##### Recorded information

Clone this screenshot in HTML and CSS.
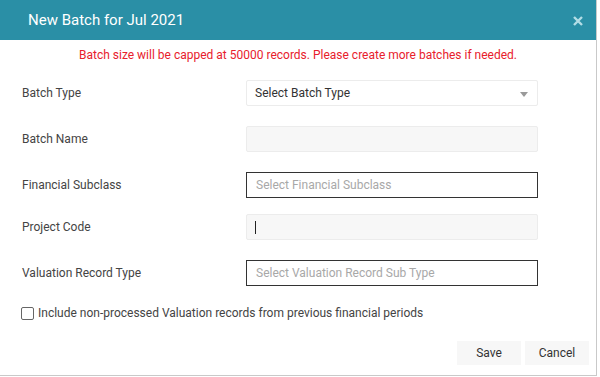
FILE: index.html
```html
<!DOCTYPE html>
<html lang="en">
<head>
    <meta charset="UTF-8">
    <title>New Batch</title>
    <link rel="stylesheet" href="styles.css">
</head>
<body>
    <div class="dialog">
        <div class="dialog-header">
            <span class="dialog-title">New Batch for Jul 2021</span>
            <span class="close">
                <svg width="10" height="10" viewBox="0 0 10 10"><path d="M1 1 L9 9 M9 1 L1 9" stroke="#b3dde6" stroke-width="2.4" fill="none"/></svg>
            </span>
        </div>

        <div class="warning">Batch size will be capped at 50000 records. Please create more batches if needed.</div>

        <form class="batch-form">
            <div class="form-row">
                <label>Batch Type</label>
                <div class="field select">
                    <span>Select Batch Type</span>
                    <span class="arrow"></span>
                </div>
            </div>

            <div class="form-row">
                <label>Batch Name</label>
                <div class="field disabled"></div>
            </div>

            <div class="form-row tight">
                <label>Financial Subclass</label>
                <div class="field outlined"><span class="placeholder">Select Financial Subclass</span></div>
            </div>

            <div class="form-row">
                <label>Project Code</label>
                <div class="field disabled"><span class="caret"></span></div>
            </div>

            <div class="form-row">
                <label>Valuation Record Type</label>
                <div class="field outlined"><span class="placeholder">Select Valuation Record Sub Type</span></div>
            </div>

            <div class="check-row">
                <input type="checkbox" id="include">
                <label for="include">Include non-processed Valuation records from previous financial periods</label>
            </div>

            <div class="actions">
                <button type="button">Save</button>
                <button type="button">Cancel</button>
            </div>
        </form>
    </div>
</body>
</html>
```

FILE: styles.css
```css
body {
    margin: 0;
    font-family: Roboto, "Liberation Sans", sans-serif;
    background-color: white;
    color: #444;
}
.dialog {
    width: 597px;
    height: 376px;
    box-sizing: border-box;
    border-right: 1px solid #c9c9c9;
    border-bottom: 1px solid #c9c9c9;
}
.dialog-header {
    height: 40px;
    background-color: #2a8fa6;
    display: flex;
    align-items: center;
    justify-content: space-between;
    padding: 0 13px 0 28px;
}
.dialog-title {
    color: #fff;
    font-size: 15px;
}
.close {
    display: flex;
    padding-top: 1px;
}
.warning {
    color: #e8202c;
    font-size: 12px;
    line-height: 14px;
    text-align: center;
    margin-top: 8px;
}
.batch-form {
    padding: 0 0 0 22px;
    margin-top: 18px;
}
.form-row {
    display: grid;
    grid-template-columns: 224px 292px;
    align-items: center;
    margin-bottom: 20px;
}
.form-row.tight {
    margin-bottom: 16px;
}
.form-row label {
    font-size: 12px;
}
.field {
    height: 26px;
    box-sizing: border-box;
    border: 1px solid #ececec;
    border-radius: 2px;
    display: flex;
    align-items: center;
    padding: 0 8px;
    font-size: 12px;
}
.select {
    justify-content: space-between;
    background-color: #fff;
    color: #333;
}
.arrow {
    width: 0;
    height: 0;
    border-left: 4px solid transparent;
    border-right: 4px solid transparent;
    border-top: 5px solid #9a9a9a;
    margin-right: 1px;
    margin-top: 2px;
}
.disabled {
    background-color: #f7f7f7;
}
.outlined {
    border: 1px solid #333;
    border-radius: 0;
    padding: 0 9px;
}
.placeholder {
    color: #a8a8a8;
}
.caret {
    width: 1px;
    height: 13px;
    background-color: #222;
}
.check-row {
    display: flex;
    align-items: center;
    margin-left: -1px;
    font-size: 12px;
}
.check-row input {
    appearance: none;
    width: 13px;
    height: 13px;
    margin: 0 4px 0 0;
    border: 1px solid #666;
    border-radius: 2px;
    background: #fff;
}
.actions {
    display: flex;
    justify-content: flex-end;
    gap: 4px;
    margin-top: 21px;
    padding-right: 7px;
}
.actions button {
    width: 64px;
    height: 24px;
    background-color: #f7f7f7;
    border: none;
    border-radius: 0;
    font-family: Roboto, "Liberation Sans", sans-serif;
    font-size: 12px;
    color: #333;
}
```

##########

Goal: Every line above should be returned exactly; the pictures stay out.

Full response:
Clone this screenshot in HTML and CSS.
FILE: index.html
```html
<!DOCTYPE html>
<html lang="en">
<head>
    <meta charset="UTF-8">
    <title>New Batch</title>
    <link rel="stylesheet" href="styles.css">
</head>
<body>
    <div class="dialog">
        <div class="dialog-header">
            <span class="dialog-title">New Batch for Jul 2021</span>
            <span class="close">
                <svg width="10" height="10" viewBox="0 0 10 10"><path d="M1 1 L9 9 M9 1 L1 9" stroke="#b3dde6" stroke-width="2.4" fill="none"/></svg>
            </span>
        </div>

        <div class="warning">Batch size will be capped at 50000 records. Please create more batches if needed.</div>

        <form class="batch-form">
            <div class="form-row">
                <label>Batch Type</label>
                <div class="field select">
                    <span>Select Batch Type</span>
                    <span class="arrow"></span>
                </div>
            </div>

            <div class="form-row">
                <label>Batch Name</label>
                <div class="field disabled"></div>
            </div>

            <div class="form-row tight">
                <label>Financial Subclass</label>
                <div class="field outlined"><span class="placeholder">Select Financial Subclass</span></div>
            </div>

            <div class="form-row">
                <label>Project Code</label>
                <div class="field disabled"><span class="caret"></span></div>
            </div>

            <div class="form-row">
                <label>Valuation Record Type</label>
                <div class="field outlined"><span class="placeholder">Select Valuation Record Sub Type</span></div>
            </div>

            <div class="check-row">
                <input type="checkbox" id="include">
                <label for="include">Include non-processed Valuation records from previous financial periods</label>
            </div>

            <div class="actions">
                <button type="button">Save</button>
                <button type="button">Cancel</button>
            </div>
        </form>
    </div>
</body>
</html>
```

FILE: styles.css
```css
body {
    margin: 0;
    font-family: Roboto, "Liberation Sans", sans-serif;
    background-color: white;
    color: #444;
}
.dialog {
    width: 597px;
    height: 376px;
    box-sizing: border-box;
    border-right: 1px solid #c9c9c9;
    border-bottom: 1px solid #c9c9c9;
}
.dialog-header {
    height: 40px;
    background-color: #2a8fa6;
    display: flex;
    align-items: center;
    justify-content: space-between;
    padding: 0 13px 0 28px;
}
.dialog-title {
    color: #fff;
    font-size: 15px;
}
.close {
    display: flex;
    padding-top: 1px;
}
.warning {
    color: #e8202c;
    font-size: 12px;
    line-height: 14px;
    text-align: center;
    margin-top: 8px;
}
.batch-form {
    padding: 0 0 0 22px;
    margin-top: 18px;
}
.form-row {
    display: grid;
    grid-template-columns: 224px 292px;
    align-items: center;
    margin-bottom: 20px;
}
.form-row.tight {
    margin-bottom: 16px;
}
.form-row label {
    font-size: 12px;
}
.field {
    height: 26px;
    box-sizing: border-box;
    border: 1px solid #ececec;
    border-radius: 2px;
    display: flex;
    align-items: center;
    padding: 0 8px;
    font-size: 12px;
}
.select {
    justify-content: space-between;
    background-color: #fff;
    color: #333;
}
.arrow {
    width: 0;
    height: 0;
    border-left: 4px solid transparent;
    border-right: 4px solid transparent;
    border-top: 5px solid #9a9a9a;
    margin-right: 1px;
    margin-top: 2px;
}
.disabled {
    background-color: #f7f7f7;
}
.outlined {
    border: 1px solid #333;
    border-radius: 0;
    padding: 0 9px;
}
.placeholder {
    color: #a8a8a8;
}
.caret {
    width: 1px;
    height: 13px;
    background-color: #222;
}
.check-row {
    display: flex;
    align-items: center;
    margin-left: -1px;
    font-size: 12px;
}
.check-row input {
    appearance: none;
    width: 13px;
    height: 13px;
    margin: 0 4px 0 0;
    border: 1px solid #666;
    border-radius: 2px;
    background: #fff;
}
.actions {
    display: flex;
    justify-content: flex-end;
    gap: 4px;
    margin-top: 21px;
    padding-right: 7px;
}
.actions button {
    width: 64px;
    height: 24px;
    background-color: #f7f7f7;
    border: none;
    border-radius: 0;
    font-family: Roboto, "Liberation Sans", sans-serif;
    font-size: 12px;
    color: #333;
}
```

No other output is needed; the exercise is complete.